Rebecca Merkelbach, a PhD student in ASNC, writes:
The evening of Friday 26 April marked the high point and
conclusion (at least of the Cambridge part) of Dr Debbie Potts' project ‘Modern
Poets on Viking Poetry’. Members of the department and the public gathered in
the Judith E. Wilson Drama Studio to listen to eleven pieces written by poets
from a variety of backgrounds and ages. They had all been working with skaldic
verses, composed between the 10th and 14th century, and translated for the
project by scholars of Old Norse. Debbie Potts introduced each of the original
verses, which were then beautifully read by Orri Tómasson, transporting emotion
across centuries and languages (as one of the poets remarked).

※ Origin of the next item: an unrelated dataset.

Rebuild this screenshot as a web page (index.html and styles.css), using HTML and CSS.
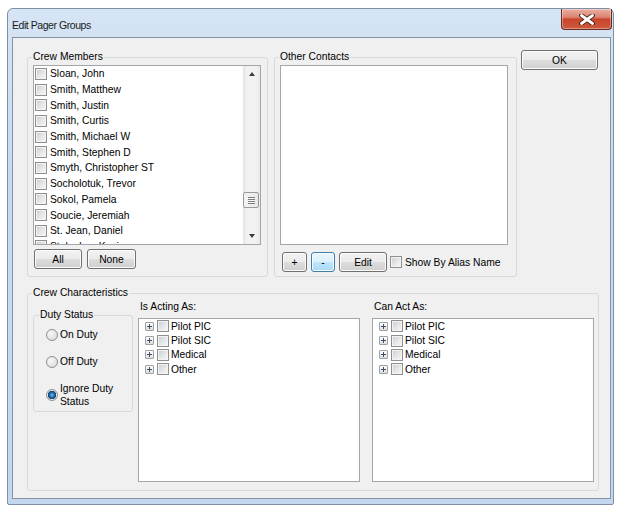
FILE: index.html
```html
<!DOCTYPE html>
<html lang="en">
<head>
    <meta charset="UTF-8">
    <title>Edit Pager Groups</title>
    <link rel="stylesheet" href="styles.css">
</head>
<body>
    <div class="window">
        <div class="titlebar">
            <span class="title">Edit Pager Groups</span>
            <button class="close-btn" aria-label="Close">
                <svg width="16" height="11" viewBox="0 0 16 11">
                    <path d="M2.5 1.5 L13.5 9.5 M13.5 1.5 L2.5 9.5" stroke="#3b1612" stroke-width="4.6" stroke-linecap="round"/>
                    <path d="M2.5 1.5 L13.5 9.5 M13.5 1.5 L2.5 9.5" stroke="#ffffff" stroke-width="2.8" stroke-linecap="round"/>
                </svg>
            </button>
        </div>

        <div class="client">
            <div class="top-row">
                <fieldset class="group crew-group">
                    <legend>Crew Members</legend>
                    <div class="listbox">
                        <div class="list-items">
                            <div class="list-item"><span class="check"></span>Sloan, John</div>
                            <div class="list-item"><span class="check"></span>Smith, Matthew</div>
                            <div class="list-item"><span class="check"></span>Smith, Justin</div>
                            <div class="list-item"><span class="check"></span>Smith, Curtis</div>
                            <div class="list-item"><span class="check"></span>Smith, Michael W</div>
                            <div class="list-item"><span class="check"></span>Smith, Stephen D</div>
                            <div class="list-item"><span class="check"></span>Smyth, Christopher ST</div>
                            <div class="list-item"><span class="check"></span>Socholotuk, Trevor</div>
                            <div class="list-item"><span class="check"></span>Sokol, Pamela</div>
                            <div class="list-item"><span class="check"></span>Soucie, Jeremiah</div>
                            <div class="list-item"><span class="check"></span>St. Jean, Daniel</div>
                            <div class="list-item"><span class="check"></span>Stalnaker, Kevin</div>
                        </div>
                        <div class="scrollbar">
                            <div class="scroll-btn"><span class="arrow-up"></span></div>
                            <div class="scroll-track">
                                <div class="scroll-thumb"><span class="grip"></span></div>
                            </div>
                            <div class="scroll-btn"><span class="arrow-down"></span></div>
                        </div>
                    </div>
                    <div class="btn-row crew-actions">
                        <button class="btn btn-all">All</button>
                        <button class="btn btn-none">None</button>
                    </div>
                </fieldset>

                <fieldset class="group contacts-group">
                    <legend>Other Contacts</legend>
                    <div class="listbox"></div>
                    <div class="btn-row contacts-actions">
                        <button class="btn btn-plus">+</button>
                        <button class="btn btn-minus btn-hot">-</button>
                        <button class="btn btn-edit">Edit</button>
                        <label class="check-label"><span class="check"></span>Show By Alias Name</label>
                    </div>
                </fieldset>

                <button class="btn btn-ok">OK</button>
            </div>

            <fieldset class="group traits-group">
                <legend>Crew Characteristics</legend>
                <div class="traits-row">
                    <fieldset class="group duty-group">
                        <legend>Duty Status</legend>
                        <div class="radio-row"><span class="radio"></span><span>On Duty</span></div>
                        <div class="radio-row"><span class="radio"></span><span>Off Duty</span></div>
                        <div class="radio-row radio-tall"><span class="radio checked"></span><span>Ignore Duty<br>Status</span></div>
                    </fieldset>

                    <div class="tree-col">
                        <div class="tree-label">Is Acting As:</div>
                        <div class="treebox">
                            <div class="tree-item"><span class="expander"></span><span class="check"></span>Pilot PIC</div>
                            <div class="tree-item"><span class="expander"></span><span class="check"></span>Pilot SIC</div>
                            <div class="tree-item"><span class="expander"></span><span class="check"></span>Medical</div>
                            <div class="tree-item"><span class="expander"></span><span class="check"></span>Other</div>
                        </div>
                    </div>

                    <div class="tree-col tree-col-right">
                        <div class="tree-label">Can Act As:</div>
                        <div class="treebox">
                            <div class="tree-item"><span class="expander"></span><span class="check"></span>Pilot PIC</div>
                            <div class="tree-item"><span class="expander"></span><span class="check"></span>Pilot SIC</div>
                            <div class="tree-item"><span class="expander"></span><span class="check"></span>Medical</div>
                            <div class="tree-item"><span class="expander"></span><span class="check"></span>Other</div>
                        </div>
                    </div>
                </div>
            </fieldset>
        </div>
    </div>
</body>
</html>
```

FILE: styles.css
```css
body {
    margin: 0;
    background-color: #fff;
    font-family: "Liberation Sans", Arial, sans-serif;
    font-size: 10.3px;
    color: #000;
}

/* window frame */
.window {
    margin: 8px 0 0 7px;
    width: 607px;
    height: 497px;
    box-sizing: border-box;
    border: 1px solid #7d90a6;
    border-radius: 6px 6px 2px 2px;
    background: linear-gradient(#d6e5f5, #c8dbf0 30%, #c3d8ef);
    display: flex;
    flex-direction: column;
}

.titlebar {
    height: 28px;
    flex: none;
    display: flex;
    align-items: flex-start;
}

.title {
    margin: 10px 0 0 4px;
    font-size: 10.5px;
    line-height: 12px;
    letter-spacing: -0.45px;
    color: #1a1a1a;
}

.close-btn {
    margin: 0 1px 0 auto;
    width: 51px;
    height: 21px;
    padding: 0;
    border: 1px solid #6a2a22;
    border-top: none;
    border-radius: 0 0 4px 4px;
    background: linear-gradient(#eab0a2 0%, #dc8572 40%, #c8452c 52%, #cc5a3e 100%);
    box-shadow: inset 0 0 0 1px rgba(255, 255, 255, 0.35);
    display: flex;
    align-items: center;
    justify-content: center;
}

.client {
    margin: 0 2px 0 4px;
    height: 462px;
    flex: none;
    box-sizing: border-box;
    border: 1px solid #8494a8;
    background-color: #f0f0f0;
}

/* group boxes */
.group {
    margin: 0;
    padding: 0;
    min-width: 0;
    box-sizing: border-box;
    border: 1px solid #d5dadf;
    border-radius: 3px;
}

.group legend {
    padding: 0 1px;
    margin-left: 4px;
    line-height: 12px;
}

.crew-group > legend,
.contacts-group > legend,
.traits-group > legend {
    margin-left: -1px;
}

.duty-group > legend {
    margin-left: 5px;
}

.top-row {
    display: flex;
    align-items: flex-start;
    margin: 13px 0 0 14px;
}

.crew-group {
    width: 241px;
    height: 226px;
    padding: 2px 0 0 5px;
}

.contacts-group {
    width: 243px;
    height: 226px;
    margin-left: 6px;
    padding: 2px 0 0 5px;
}

.listbox {
    width: 228px;
    height: 180px;
    box-sizing: border-box;
    border: 1px solid #a3a6ab;
    background-color: #fff;
    display: flex;
    overflow: hidden;
}

.list-items {
    flex: 1;
    overflow: hidden;
}

.list-item {
    height: 15.7px;
    display: flex;
    align-items: center;
    white-space: nowrap;
}

.list-item .check {
    margin: 0 3px 0 1px;
}

.check {
    width: 12px;
    height: 12px;
    flex: none;
    box-sizing: border-box;
    border: 1px solid #8e8f8f;
    background: linear-gradient(135deg, #c9ccd1 0%, #e6e7e9 55%, #f8f8f8 100%);
    box-shadow: inset 0 0 0 1px #f3f3f3;
}

/* scrollbar */
.scrollbar {
    width: 17px;
    flex: none;
    display: flex;
    flex-direction: column;
    background: linear-gradient(90deg, #e4e4e4, #f2f2f2 25%, #f2f2f2 75%, #e8e8e8);
}

.scroll-btn {
    height: 17px;
    flex: none;
    display: flex;
    align-items: center;
    justify-content: center;
}

.arrow-up {
    border-left: 3px solid transparent;
    border-right: 3px solid transparent;
    border-bottom: 4px solid #3c3c3c;
    margin-top: -2px;
}

.arrow-down {
    border-left: 3px solid transparent;
    border-right: 3px solid transparent;
    border-top: 4px solid #3c3c3c;
}

.scroll-track {
    flex: 1;
}

.scroll-thumb {
    margin: 109px 1px 0 0;
    height: 16px;
    box-sizing: border-box;
    border: 1px solid #9a9a9a;
    border-radius: 2px;
    background: linear-gradient(90deg, #f5f5f5, #e6e6e6);
    display: flex;
    align-items: center;
    justify-content: center;
}

.grip {
    width: 7px;
    height: 7px;
    background: repeating-linear-gradient(#7d7d7d 0 1px, #f7f7f7 1px 2px);
}

/* buttons */
.btn {
    height: 20px;
    padding: 0;
    font: inherit;
    color: #000;
    box-sizing: border-box;
    border: 1px solid #707070;
    border-radius: 3px;
    background: linear-gradient(#f2f2f2 0%, #ebebeb 50%, #dddddd 51%, #cfcfcf 100%);
    box-shadow: inset 0 0 0 1px #fbfbfb;
}

.btn-hot {
    border-color: #3c7fb1;
    background: linear-gradient(#eaf6fd 0%, #d9f0fc 50%, #bee6fd 51%, #a7d9f5 100%);
}

.btn-row {
    display: flex;
    align-items: center;
}

.crew-actions {
    margin: 4px 0 0 1px;
}

.btn-all {
    width: 48px;
}

.btn-none {
    width: 49px;
    margin-left: 5px;
}

.contacts-actions {
    margin: 7px 0 0 2px;
}

.btn-plus {
    width: 25px;
}

.btn-minus {
    width: 24px;
    margin-left: 4px;
}

.btn-edit {
    width: 48px;
    margin-left: 4px;
}

.check-label {
    display: flex;
    align-items: center;
    margin-left: 3px;
    white-space: nowrap;
}

.check-label .check {
    margin-right: 3px;
}

.btn-ok {
    width: 77px;
    margin: -1px 0 0 4px;
}

/* crew characteristics */
.traits-group {
    width: 572px;
    height: 204px;
    margin: 10px 0 0 14px;
    padding: 0 0 0 5px;
}

.traits-row {
    display: flex;
    align-items: flex-start;
}

.duty-group {
    width: 100px;
    height: 103px;
    margin-top: 10px;
}

.radio-row {
    display: flex;
    align-items: center;
    line-height: 14px;
    margin-top: 13px;
}

.radio-row:first-of-type {
    margin-top: 7px;
}

.radio-tall {
    line-height: 13px;
}

.radio {
    width: 12px;
    height: 12px;
    flex: none;
    margin: 0 2px 0 12px;
    box-sizing: border-box;
    border: 1px solid #8e8f8f;
    border-radius: 50%;
    background: radial-gradient(circle at 35% 35%, #f8f8f8, #d4d6d9);
}

.radio.checked {
    background: radial-gradient(circle at 50% 50%, #6fc6f3 0, #2a79b8 2px, #123f6b 4px, #eeeeee 4.5px, #dcdcdc 6px);
}

.tree-col {
    width: 222px;
    margin: 2px 0 0 5px;
}

.tree-col-right {
    margin-left: 12px;
}

.tree-label {
    padding-left: 2px;
    line-height: 12px;
}

.treebox {
    margin-top: 5px;
    height: 164px;
    box-sizing: border-box;
    border: 1px solid #a3a6ab;
    background-color: #fff;
}

.tree-item {
    height: 14.4px;
    display: flex;
    align-items: center;
}

.expander {
    width: 9px;
    height: 9px;
    flex: none;
    margin-left: 6px;
    box-sizing: border-box;
    border: 1px solid #a0a0a0;
    border-radius: 1px;
    background:
        linear-gradient(#3a4f6a, #3a4f6a) center / 5px 1px no-repeat,
        linear-gradient(#3a4f6a, #3a4f6a) center / 1px 5px no-repeat,
        linear-gradient(#ffffff, #dedede);
}

.tree-item .check {
    margin: 0 2px 0 3px;
}
```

Some of the poems we heard were translations of, some
reactions to, and some inspired by the form or content of the original skaldic
verse. Especially topical was Lucy Hamiton's ‘Ring of Brodgar’, a response to a
lausavísa by Þjóðólfr Arnórsson – a number of members of the department have
visited this sight only ten days ago. Rebecca Perry's interesting, feminist
interpretation of ‘The Waking of Angantyr’, which she entitled ‘how the earth
increases’, fitted in very well with this week's CUSU Women's Campaign's ‘I
need feminism because...’ photos. Anna Robinson's translation of Kormákr
Ögmundarson's verses turned them into dialogue between the poet and Steingerðr,
the object of his desire, now herself transformed into a subject. Probably the
most emotionally charged compositions of the evening were the poems after Egill
Skallagrímsson's ‘Sonatorrek’ which framed the interval. Chrissy William's ‘The
Bear of the Moon’ beautifully caught the immense grief of the original, while
at the same time contrasting it with dense poetic language. The film poem
‘Sonatorrek’ by Alastair Cook, featuring ‘The Lost Boy’ by John Glenday,
transposed the metre and imagery of the original to the pointless deaths of
World War I, commemorating Glenday's uncle who died in November 1918. It can be
watched on the project's website.
All poems were incredibly powerful and inspired pieces of
art, taking a lost poetic tradition and transforming it into something new,
translating it into our time while also keeping the beauty of the old. Not only
did the project offer an opportunity for creative dialogue between poets and
scholars. The evening also sparked several new ideas for projects among the
graduate students of the department, and we hope that we will hear more of them
in the coming months.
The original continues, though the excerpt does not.